Marketplace returns after spamming with references to terrorist attacks

The site was offline for almost a month following 157 spam listings by an anonymous user.

By Anne Nazzaro

After nearly a month offline, Student Government’s Marketplace website returned on January 6 at 12 p.m. The site was taken offline on December 8 after an anonymous user spammed Marketplace with listings that referenced various terrorist attacks.

According to an update post on the Marketplace website by fourth-year Jeremy Archer, Student Government’s Director of Technology, the 157 listings were entirely in Arabic. When translated, the titles of the posts were revealed to be references to various terrorist attacks, while the body of the posts consisted of excerpts from the Qur’an.

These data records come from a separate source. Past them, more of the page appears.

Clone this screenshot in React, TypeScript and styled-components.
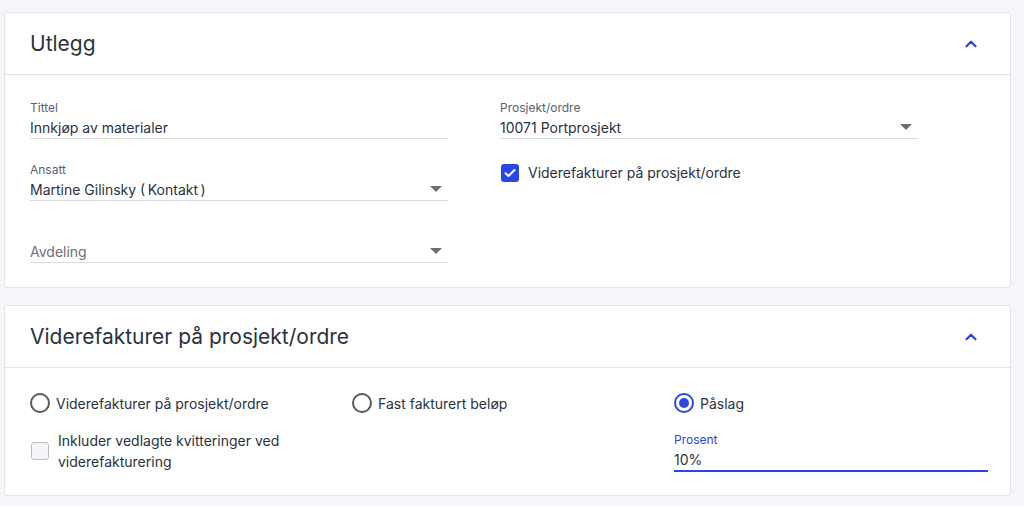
import React from 'react'
import styled, { createGlobalStyle } from 'styled-components'
import { ChevronUp } from 'lucide-react'

const GlobalStyle = createGlobalStyle`
  body {
    margin: 0;
    background-color: #f5f6f9;
    font-family: Inter, 'Noto Sans', sans-serif;
    color: #2b3240;
  }
`

const Page = styled.div`
  display: flex;
  flex-direction: column;
  gap: 17px;
  padding: 12px 13px 0 4px;
`

const Card = styled.section`
  background-color: #ffffff;
  border: 1px solid #e2e4e8;
  border-radius: 3px;
`

const CardHeader = styled.div`
  height: 61px;
  display: flex;
  align-items: center;
  justify-content: space-between;
  padding: 0 30px 0 25px;
  border-bottom: 1px solid #e2e4e8;
`

const CardTitle = styled.h2`
  margin: 0;
  font-size: 21px;
  font-weight: 400;
  color: #2b3240;
`

const Toggle = styled.span`
  display: flex;
  color: #2a45e8;
`

const FormGrid = styled.div`
  display: grid;
  grid-template-columns: 470px 470px;
  padding: 25px 25px 24px;
`

const Column = styled.div`
  display: flex;
  flex-direction: column;
  gap: 23px;
`

const Field = styled.div<{ $focused?: boolean; $width?: string }>`
  width: ${(p) => p.$width || '418px'};
  display: flex;
  flex-direction: column;
  border-bottom: ${(p) => (p.$focused ? '2px solid #2a45e8' : '1px solid #d9dbe0')};
`

const InlineField = styled(Field)`
  align-self: end;
`

const Label = styled.label<{ $focused?: boolean }>`
  height: 16px;
  font-size: 12px;
  line-height: 16px;
  color: ${(p) => (p.$focused ? '#2a45e8' : '#5c6170')};
`

const ValueRow = styled.div`
  display: flex;
  align-items: center;
  justify-content: space-between;
  height: 22px;
  padding-right: 6px;
`

const Value = styled.span<{ $placeholder?: boolean }>`
  font-size: 14px;
  color: ${(p) => (p.$placeholder ? '#6a6f7b' : '#2b3240')};
`

const Caret = styled.span`
  width: 0;
  height: 0;
  border-left: 6px solid transparent;
  border-right: 6px solid transparent;
  border-top: 6px solid #6b6e75;
`

const CheckRow = styled.label`
  display: flex;
  align-items: center;
  gap: 9px;
  font-size: 14px;
  line-height: 21px;
  color: #2b3240;
`

const Box = styled.span<{ $checked?: boolean }>`
  flex: none;
  width: 18px;
  height: 18px;
  box-sizing: border-box;
  border-radius: 3px;
  display: flex;
  align-items: center;
  justify-content: center;
  background-color: ${(p) => (p.$checked ? '#2a45e8' : '#f4f5f8')};
  border: ${(p) => (p.$checked ? 'none' : '1px solid #b9bcc4')};
  margin-left: 1px;
`

const OptionGrid = styled.div`
  display: grid;
  grid-template-columns: repeat(3, 314px);
  column-gap: 8px;
  row-gap: 17px;
  padding: 25px 25px 23px 25px;
`

const RadioRow = styled.label`
  display: flex;
  align-items: center;
  gap: 6px;
  font-size: 14px;
  color: #2b3240;
`

const Radio = styled.span<{ $checked?: boolean }>`
  flex: none;
  width: 20px;
  height: 20px;
  box-sizing: border-box;
  border-radius: 50%;
  border: 2px solid ${(p) => (p.$checked ? '#2a45e8' : '#55585e')};
  display: flex;
  align-items: center;
  justify-content: center;

  &::after {
    content: '';
    display: ${(p) => (p.$checked ? 'block' : 'none')};
    width: 10px;
    height: 10px;
    border-radius: 50%;
    background-color: #2a45e8;
  }
`

const Spacer = styled.div``

function Select({ label, value, placeholder }: { label?: string; value?: string; placeholder?: string }) {
  return (
    <Field>
      <Label>{label}</Label>
      <ValueRow>
        {value ? <Value>{value}</Value> : <Value $placeholder>{placeholder}</Value>}
        <Caret />
      </ValueRow>
    </Field>
  )
}

function Check() {
  return (
    <svg width="12" height="10" viewBox="0 0 12 10" fill="none">
      <path d="M1.5 5.2 4.5 8 10.5 2" stroke="#fff" strokeWidth="2" strokeLinecap="round" strokeLinejoin="round" />
    </svg>
  )
}

export default function App() {
  return (
    <>
      <GlobalStyle />
      <Page>
        <Card>
          <CardHeader>
            <CardTitle>Utlegg</CardTitle>
            <Toggle>
              <ChevronUp size={18} strokeWidth={3} />
            </Toggle>
          </CardHeader>
          <FormGrid>
            <Column>
              <Field>
                <Label>Tittel</Label>
                <ValueRow>
                  <Value>Innkjøp av materialer</Value>
                </ValueRow>
              </Field>
              <Select label="Ansatt" value={'Martine Gilinsky (\u2009Kontakt\u2009)'} />
              <Select placeholder="Avdeling" />
            </Column>
            <Column>
              <Select label="Prosjekt/ordre" value="10071 Portprosjekt" />
              <CheckRow>
                <Box $checked>
                  <Check />
                </Box>
                Viderefakturer på prosjekt/ordre
              </CheckRow>
            </Column>
          </FormGrid>
        </Card>

        <Card>
          <CardHeader>
            <CardTitle>Viderefakturer på prosjekt/ordre</CardTitle>
            <Toggle>
              <ChevronUp size={18} strokeWidth={3} />
            </Toggle>
          </CardHeader>
          <OptionGrid>
            <RadioRow>
              <Radio />
              Viderefakturer på prosjekt/ordre
            </RadioRow>
            <RadioRow>
              <Radio />
              Fast fakturert beløp
            </RadioRow>
            <RadioRow>
              <Radio $checked />
              Påslag
            </RadioRow>
            <CheckRow>
              <Box />
              <span>
                Inkluder vedlagte kvitteringer ved
                <br />
                viderefakturering
              </span>
            </CheckRow>
            <Spacer />
            <InlineField $focused $width="314px">
              <Label $focused>Prosent</Label>
              <ValueRow>
                <Value>10%</Value>
              </ValueRow>
            </InlineField>
          </OptionGrid>
        </Card>
      </Page>
    </>
  )
}
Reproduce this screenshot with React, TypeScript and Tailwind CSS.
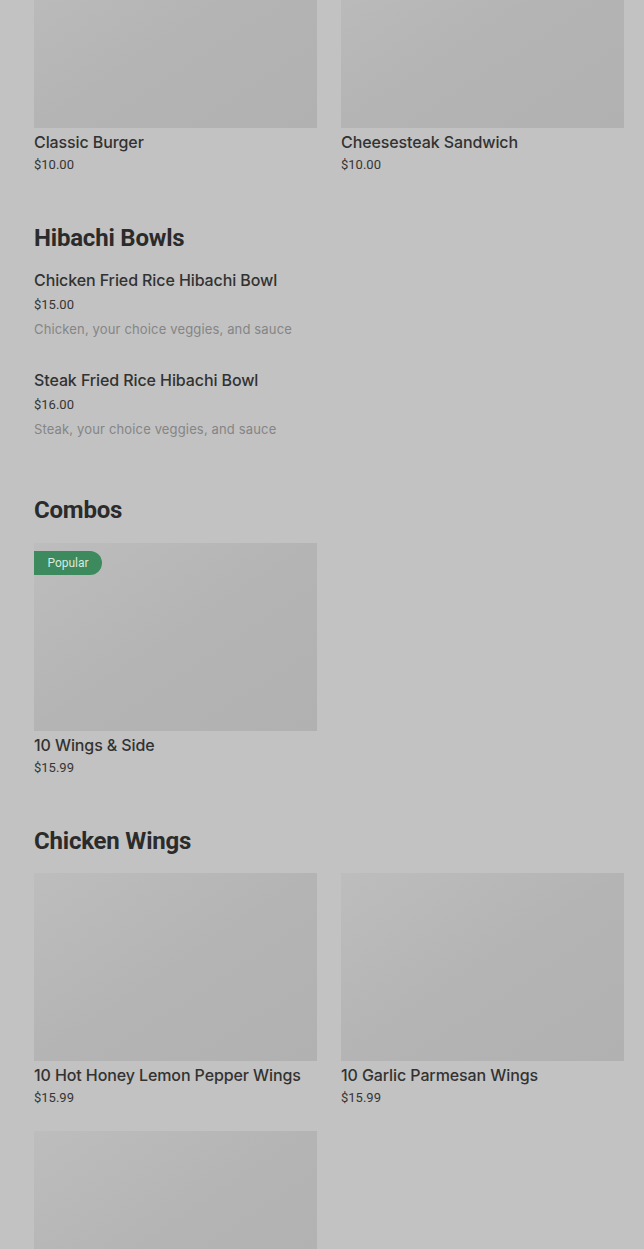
type Item = {
  name: string;
  price: string;
  popular?: boolean;
};

const font = { fontFamily: "Roboto, 'Liberation Sans', sans-serif" };

function Thumb({ popular }: { popular?: boolean }) {
  return (
    <div className="relative h-[188px] w-full bg-gradient-to-br from-[#bdbdbd] via-[#b4b4b4] to-[#b1b1b1]">
      {popular ? (
        <span className="absolute left-0 top-2 flex h-6 w-[68px] items-center justify-center rounded-r-full bg-[#3d8a5f] text-[12px] text-[#d9e9de]">
          Popular
        </span>
      ) : null}
    </div>
  );
}

function Card({ item }: { item: Item }) {
  return (
    <div>
      <Thumb popular={item.popular} />
      <p className="mt-1 font-['Inter',sans-serif] text-[16px] font-medium leading-5 tracking-[-0.1px] text-[#323232]">
        {item.name}
      </p>
      <p className="mt-1 text-[13px] leading-[18px] text-[#353535]">{item.price}</p>
    </div>
  );
}

function Grid({ items }: { items: Item[] }) {
  return (
    <div className="grid grid-cols-2 gap-x-6 gap-y-6">
      {items.map(item => (
        <Card key={item.name} item={item} />
      ))}
    </div>
  );
}

function Heading({ children }: { children: string }) {
  return <h2 className="text-[24px] font-bold leading-8 tracking-[-0.2px] text-[#2b2b2b]">{children}</h2>;
}

const bowls = [
  { name: "Chicken Fried Rice Hibachi Bowl", price: "$15.00", desc: "Chicken, your choice veggies, and sauce" },
  { name: "Steak Fried Rice Hibachi Bowl", price: "$16.00", desc: "Steak, your choice veggies, and sauce" },
];

export default function App() {
  return (
    <div className="h-[1249px] overflow-hidden bg-[#c2c2c2]" style={font}>
      <div className="-mt-[60px] pl-[34px] pr-5">
        <Grid
          items={[
            { name: "Classic Burger", price: "$10.00" },
            { name: "Cheesesteak Sandwich", price: "$10.00" },
          ]}
        />

        <section className="mt-12">
          <Heading>Hibachi Bowls</Heading>
          <div className="mt-4 space-y-8">
            {bowls.map(b => (
              <div key={b.name}>
                <p className="font-['Inter',sans-serif] text-[16px] font-medium leading-5 tracking-[-0.1px] text-[#323232]">
                  {b.name}
                </p>
                <p className="mt-1.5 text-[13px] leading-[18px] text-[#353535]">{b.price}</p>
                <p className="mt-1.5 font-['Inter',sans-serif] text-[13px] leading-[18px] tracking-[0.15px] text-[#858585]">
                  {b.desc}
                </p>
              </div>
            ))}
          </div>
        </section>

        <section className="mt-14">
          <Heading>Combos</Heading>
          <div className="mt-[17px]">
            <Grid items={[{ name: "10 Wings & Side", price: "$15.99", popular: true }]} />
          </div>
        </section>

        <section className="mt-12">
          <Heading>Chicken Wings</Heading>
          <div className="mt-4">
            <Grid
              items={[
                { name: "10 Hot Honey Lemon Pepper Wings", price: "$15.99" },
                { name: "10 Garlic Parmesan Wings", price: "$15.99" },
              ]}
            />
            <div className="mt-6 grid grid-cols-2 gap-x-6">
              <Thumb />
            </div>
          </div>
        </section>
      </div>
    </div>
  );
}
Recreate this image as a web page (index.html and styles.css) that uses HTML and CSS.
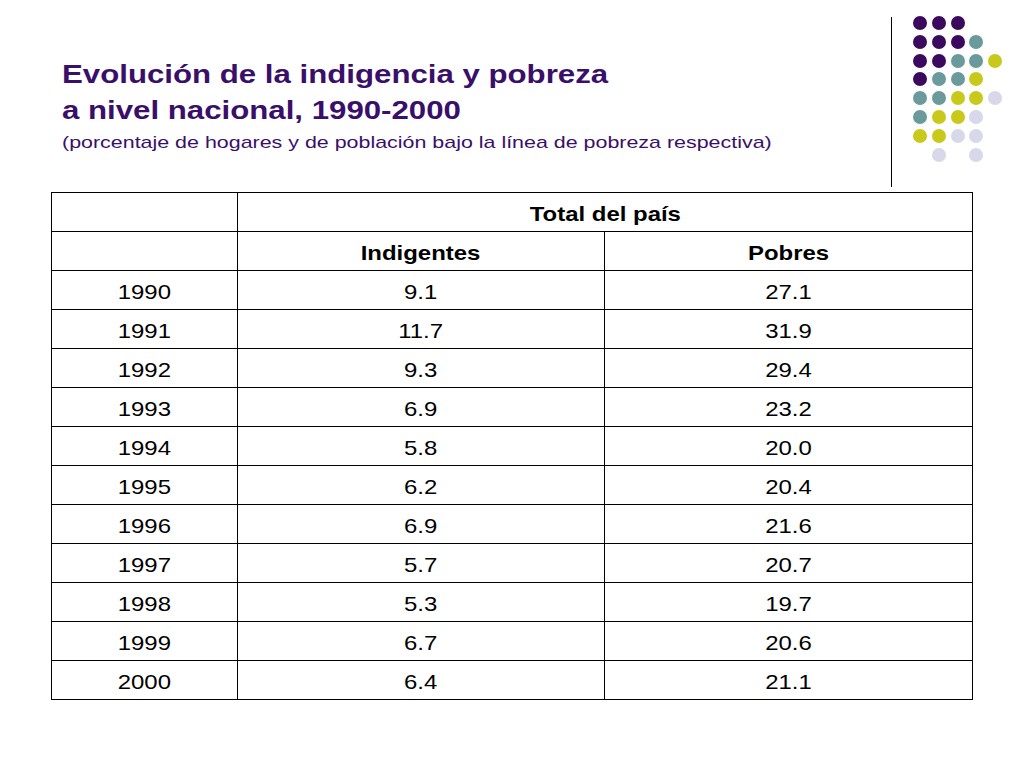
FILE: index.html
```html
<!DOCTYPE html>
<html lang="es">
<head>
<meta charset="utf-8">
<title>Evolución de la indigencia y pobreza</title>
<link rel="stylesheet" href="styles.css">
</head>
<body>
<div class="slide">
  <header class="head">
    <div class="titles">
      <h1 class="title">Evolución de la indigencia y pobreza<br>a nivel nacional, 1990-2000</h1>
      <p class="subtitle">(porcentaje de hogares y de población bajo la línea de pobreza respectiva)</p>
    </div>
    <div class="deco">
      <div class="vline"></div>
      <div class="dots">
        <span class="dot p"></span><span class="dot p"></span><span class="dot p"></span><span class="dot"></span><span class="dot"></span>
        <span class="dot p"></span><span class="dot p"></span><span class="dot p"></span><span class="dot t"></span><span class="dot"></span>
        <span class="dot p"></span><span class="dot p"></span><span class="dot t"></span><span class="dot t"></span><span class="dot y"></span>
        <span class="dot p"></span><span class="dot t"></span><span class="dot t"></span><span class="dot y"></span><span class="dot"></span>
        <span class="dot t"></span><span class="dot t"></span><span class="dot y"></span><span class="dot y"></span><span class="dot l"></span>
        <span class="dot t"></span><span class="dot y"></span><span class="dot y"></span><span class="dot l"></span><span class="dot"></span>
        <span class="dot y"></span><span class="dot y"></span><span class="dot l"></span><span class="dot l"></span><span class="dot"></span>
        <span class="dot"></span><span class="dot l"></span><span class="dot"></span><span class="dot l"></span><span class="dot"></span>
      </div>
    </div>
  </header>
  <table class="data">
    <colgroup><col class="c1"><col class="c2"><col class="c3"></colgroup>
    <thead>
      <tr><th></th><th colspan="2"><span class="s">Total del país</span></th></tr>
      <tr><th></th><th><span class="s">Indigentes</span></th><th><span class="s">Pobres</span></th></tr>
    </thead>
    <tbody>
      <tr><td><span class="s">1990</span></td><td><span class="s">9.1</span></td><td><span class="s">27.1</span></td></tr>
      <tr><td><span class="s">1991</span></td><td><span class="s">11.7</span></td><td><span class="s">31.9</span></td></tr>
      <tr><td><span class="s">1992</span></td><td><span class="s">9.3</span></td><td><span class="s">29.4</span></td></tr>
      <tr><td><span class="s">1993</span></td><td><span class="s">6.9</span></td><td><span class="s">23.2</span></td></tr>
      <tr><td><span class="s">1994</span></td><td><span class="s">5.8</span></td><td><span class="s">20.0</span></td></tr>
      <tr><td><span class="s">1995</span></td><td><span class="s">6.2</span></td><td><span class="s">20.4</span></td></tr>
      <tr><td><span class="s">1996</span></td><td><span class="s">6.9</span></td><td><span class="s">21.6</span></td></tr>
      <tr><td><span class="s">1997</span></td><td><span class="s">5.7</span></td><td><span class="s">20.7</span></td></tr>
      <tr><td><span class="s">1998</span></td><td><span class="s">5.3</span></td><td><span class="s">19.7</span></td></tr>
      <tr><td><span class="s">1999</span></td><td><span class="s">6.7</span></td><td><span class="s">20.6</span></td></tr>
      <tr><td><span class="s">2000</span></td><td><span class="s">6.4</span></td><td><span class="s">21.1</span></td></tr>
    </tbody>
  </table>
</div>
</body>
</html>
```
FILE: styles.css
```css
html, body {
  margin: 0;
  padding: 0;
  background: #ffffff;
}
.slide {
  width: 1024px;
  height: 768px;
  font-family: "Liberation Sans", Arial, sans-serif;
  color: #000;
}
.head {
  display: flex;
  height: 192px;
}
.titles {
  padding-left: 62px;
  padding-top: 56px;
}
.title {
  margin: 0;
  font-size: 26px;
  line-height: 36px;
  font-weight: bold;
  color: #3a0f6a;
  white-space: nowrap;
  transform: scaleX(1.2);
  transform-origin: left top;
}
.subtitle {
  margin: 4px 0 0;
  font-size: 17px;
  line-height: 22px;
  color: #3a0f6a;
  white-space: nowrap;
  transform: scaleX(1.26);
  transform-origin: left top;
}
.deco {
  margin-left: auto;
  display: flex;
  align-items: flex-start;
  padding-right: 22px;
}
.vline {
  width: 1px;
  height: 170px;
  margin-top: 17px;
  background: #000;
}
.dots {
  margin-left: 21px;
  margin-top: 16px;
  display: grid;
  grid-template-columns: repeat(5, 14px);
  grid-auto-rows: 14px;
  gap: 4.8px 4.7px;
}
.dot {
  width: 14px;
  height: 14px;
  border-radius: 50%;
}
.dot.p { background: #3b0a5f; }
.dot.t { background: #6a9a9c; }
.dot.y { background: #c9c91c; }
.dot.l { background: #d8d8ea; }
.data {
  margin-left: 51px;
  border-collapse: collapse;
  table-layout: fixed;
  width: 921px;
}
.c1 { width: 186px; }
.c2 { width: 367px; }
.c3 { width: 368px; }
.data th, .data td {
  border: 1px solid #000;
  height: 34px;
  padding: 4px 0 0;
  text-align: center;
  vertical-align: middle;
  font-size: 21px;
  line-height: 24px;
}
.data th {
  font-weight: bold;
}
.data td {
  font-weight: normal;
}
.s {
  display: inline-block;
  transform: scaleX(1.14);
}
```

“When the incident on Marketplace was first reported to IT services, they immediately worked with Student Government (SG) and Campus and Student Life (CSL) to address and rectify the problem, which was resolved fairly quickly,” said University spokesperson Marielle Sainvilus in a statement from the News Office. “UCPD also worked with SG, IT Services, and law enforcement officials to address the incident, and determined that the messages did not raise a threat.”

According to Archer’s post, the Chicago branch of the FBI also helped investigate the listings.

Archer, when asked, had no information to share about the nature of the attacker. The UCPD’s investigation has since been closed.

However, the spam attack has prompted SG to improve security on Marketplace.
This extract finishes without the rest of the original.